8. A Little Nature Goes a Long Way
Archer’s office may be minimal, but it is not sterile. The ceramics, light, and material warmth keep the room grounded. That aligns with the broader move toward biophilic office design, which includes natural materials, greenery, daylight, and visual connection to nature. You do not need to turn your office into a rainforest café. A plant, a wood texture, a natural fiber rug, or art that softens the room can already change how a space feels.
The point is not decoration for decoration’s sake. Natural elements can reduce the severity of straight lines, soften stress, and make a workspace feel more human. Archer’s room understands that instinctively. It looks edited, but it still feels alive.
Why This Office Still Feels Ahead of the Curve
What makes Jane Archer’s office especially compelling now is that it anticipated several things people want from workspaces today. We want rooms that multitask without feeling crowded. We want video-call-friendly backgrounds without living in a fake showroom. We want work zones that fit inside real homes. We want storage, but not visual heaviness. We want calm, but not blandness. We want style, but not style that requires a support team.
Archer’s winning office nails that balance. It is family-aware, laptop-aware, clutter-aware, and light-aware. It respects both concentration and domestic life. That is a rare trick. Many home offices swing too far in one direction: either they are so decorative they barely function, or they are so functional they feel like a tax office in a folding chair. Archer’s space lands in the sweet spot between usefulness and beauty.
And maybe that is the biggest reason readers loved it. It offered aspiration without absurdity. You could look at the room and think, “Yes, this is elegant,” but also, “Yes, a real person could actually work here.” That combination is harder to achieve than most people realize.
What a Jane Archer-Inspired Office Feels Like in Everyday Life
Imagine starting your day in a room that does not argue with you. That is the emotional genius of a Jane Archer-style office. You sit down, and the desk is wide enough to hold what you need without becoming a staging area for chaos. The shelves carry objects you actually like looking at, not random survivors from past errands. The palette is soft enough to settle your brain, yet not so sleepy that you feel tricked into a nap. The light comes in naturally, and instead of hitting a wall of clutter, it moves around the room, making everything feel just a little more possible.
There is also a subtle relief that comes from visual order. Not perfection. Order. Those are different things. Perfection is stressful and usually requires hiding your life five minutes before guests arrive. Order is what happens when the room has been designed to hold your life without collapsing into it. In a Jane Archer-inspired office, a laptop has a place. A notebook has a place. Cords do not breed openly in public. Even when the workday gets messy, the room itself keeps whispering, “We can recover from this.” That is the kind of support every office worker deserves.
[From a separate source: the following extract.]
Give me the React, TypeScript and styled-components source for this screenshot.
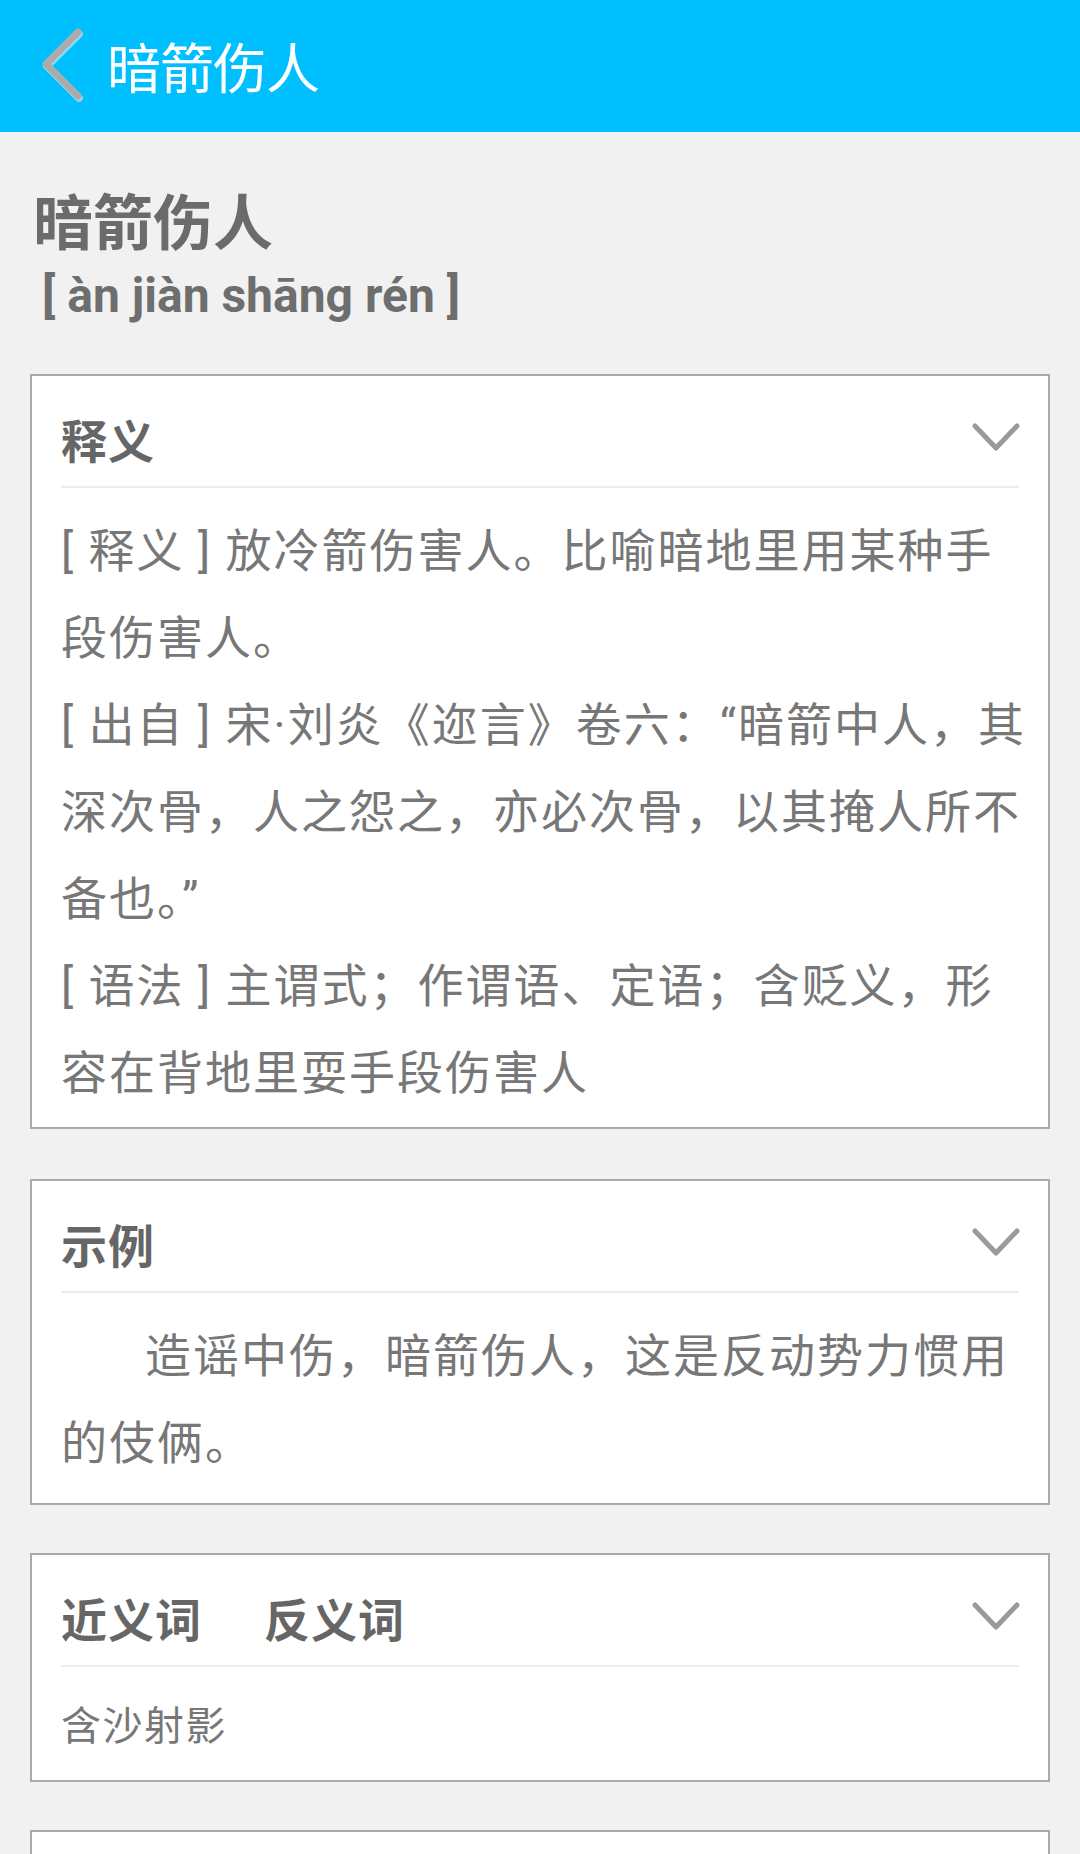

The experience is especially powerful in a shared household. Archer’s own solution came from living with a husband and three grown sons, all apparently on friendly terms with computers. Her office addressed that modern family dynamic by creating a long work surface that could absorb multiple devices and multiple people. That practical generosity changes the feeling of the room. It says work belongs here, but so do people. It removes the territorial tension that often makes home offices feel either cramped or precious.
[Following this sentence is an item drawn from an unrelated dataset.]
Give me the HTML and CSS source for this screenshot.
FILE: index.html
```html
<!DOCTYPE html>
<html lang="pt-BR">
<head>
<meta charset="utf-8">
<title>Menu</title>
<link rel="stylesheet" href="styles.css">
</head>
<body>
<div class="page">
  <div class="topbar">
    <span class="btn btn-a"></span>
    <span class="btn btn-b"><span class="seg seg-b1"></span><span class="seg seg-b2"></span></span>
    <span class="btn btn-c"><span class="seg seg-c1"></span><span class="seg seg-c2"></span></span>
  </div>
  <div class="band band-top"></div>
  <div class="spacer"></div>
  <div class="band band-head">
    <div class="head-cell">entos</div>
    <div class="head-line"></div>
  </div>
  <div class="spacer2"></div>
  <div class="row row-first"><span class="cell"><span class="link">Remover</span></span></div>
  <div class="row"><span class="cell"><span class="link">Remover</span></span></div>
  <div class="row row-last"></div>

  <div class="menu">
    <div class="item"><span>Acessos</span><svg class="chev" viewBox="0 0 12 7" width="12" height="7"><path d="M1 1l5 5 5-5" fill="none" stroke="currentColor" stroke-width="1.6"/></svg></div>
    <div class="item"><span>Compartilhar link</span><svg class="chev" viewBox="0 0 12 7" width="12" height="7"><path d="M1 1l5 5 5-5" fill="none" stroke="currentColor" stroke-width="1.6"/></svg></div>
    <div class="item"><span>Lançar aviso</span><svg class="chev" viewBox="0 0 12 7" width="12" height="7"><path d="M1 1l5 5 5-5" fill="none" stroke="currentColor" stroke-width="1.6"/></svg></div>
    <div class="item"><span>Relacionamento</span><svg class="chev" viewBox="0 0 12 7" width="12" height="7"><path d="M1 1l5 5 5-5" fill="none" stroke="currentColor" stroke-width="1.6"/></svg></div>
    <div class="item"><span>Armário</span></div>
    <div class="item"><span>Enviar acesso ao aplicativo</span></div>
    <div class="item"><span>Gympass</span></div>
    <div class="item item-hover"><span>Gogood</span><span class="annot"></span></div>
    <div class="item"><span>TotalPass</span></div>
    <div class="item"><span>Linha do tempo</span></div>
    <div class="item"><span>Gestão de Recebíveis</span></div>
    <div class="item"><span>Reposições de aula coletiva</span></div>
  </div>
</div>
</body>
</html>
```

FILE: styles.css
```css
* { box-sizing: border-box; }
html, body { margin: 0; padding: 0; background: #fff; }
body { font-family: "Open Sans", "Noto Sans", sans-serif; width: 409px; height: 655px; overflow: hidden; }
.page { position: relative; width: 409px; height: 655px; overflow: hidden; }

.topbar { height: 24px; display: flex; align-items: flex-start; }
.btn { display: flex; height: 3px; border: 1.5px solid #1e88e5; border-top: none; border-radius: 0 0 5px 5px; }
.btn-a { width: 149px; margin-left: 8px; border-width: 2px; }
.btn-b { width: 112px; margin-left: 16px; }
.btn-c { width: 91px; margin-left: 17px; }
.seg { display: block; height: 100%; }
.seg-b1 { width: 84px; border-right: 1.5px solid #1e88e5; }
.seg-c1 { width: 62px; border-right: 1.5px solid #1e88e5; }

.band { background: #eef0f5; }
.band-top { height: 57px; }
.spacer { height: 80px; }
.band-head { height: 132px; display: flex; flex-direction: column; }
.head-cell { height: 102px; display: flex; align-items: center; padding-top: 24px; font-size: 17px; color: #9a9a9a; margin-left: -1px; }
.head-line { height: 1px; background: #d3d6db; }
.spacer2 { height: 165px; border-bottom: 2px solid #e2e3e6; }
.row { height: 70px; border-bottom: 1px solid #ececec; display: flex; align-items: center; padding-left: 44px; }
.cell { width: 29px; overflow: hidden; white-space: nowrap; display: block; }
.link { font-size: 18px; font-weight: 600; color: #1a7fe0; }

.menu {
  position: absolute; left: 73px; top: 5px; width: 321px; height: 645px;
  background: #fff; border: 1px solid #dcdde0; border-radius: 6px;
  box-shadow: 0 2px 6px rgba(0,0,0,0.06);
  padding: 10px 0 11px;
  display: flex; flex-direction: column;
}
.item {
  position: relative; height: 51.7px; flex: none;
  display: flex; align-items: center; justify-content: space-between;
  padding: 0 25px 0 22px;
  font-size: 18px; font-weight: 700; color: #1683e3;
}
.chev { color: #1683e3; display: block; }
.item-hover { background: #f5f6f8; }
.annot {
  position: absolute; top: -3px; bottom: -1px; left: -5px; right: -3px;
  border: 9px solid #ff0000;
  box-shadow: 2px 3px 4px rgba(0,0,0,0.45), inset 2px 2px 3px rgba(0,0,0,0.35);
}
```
Then there is the matter of mood. A good office does not just help you work; it changes how you arrive at work. When the room is bright, calm, and composed, you enter with less friction. You are not spending your first fifteen minutes moving piles, untangling chargers, and wondering why your chair feels like a medieval device. You get to begin. That sounds small, but over weeks and months, it becomes enormous. A better room lowers the cost of showing up.
And perhaps best of all, a Jane Archer-style office does not force you to choose between professionalism and personality. The ceramics on the shelf, the art on the wall, the architectural history in the skylight view, the subtle paint choices, all of it creates a workspace with character. Not loud character. Confident character. It feels like an office made for a person, not a productivity robot assembled from spreadsheets and lower-back pain.
That is why the room lingers in the mind. It is not merely attractive. It is believable. It offers a version of work that seems calmer, more intentional, and more sustainable. And in a world where many of us are one notification away from losing the plot, a room that quietly helps us keep it together may be the real prize.
Conclusion
Jane Archer’s winning office remains a standout because it solves the home-office puzzle with elegance instead of excess. The room is open, minimal, and highly usable. It respects daylight, embraces restraint, uses storage intelligently, and makes room for actual living. More than a decade later, it still reads as a blueprint for what a successful workspace should be: calm, flexible, ergonomic, welcoming, and unmistakably human.
If you are trying to improve your own office, that is the takeaway worth stealing. Start with light. Add a generous work surface. Use vertical storage. Keep the palette calm. Make space for a few meaningful objects. Then support your body as carefully as you support the room’s style. Do that, and you will be much closer to an office that earns admiration for the right reasons. Maybe not a trophy, but at least fewer neck cramps and fewer moments of desk-related despair.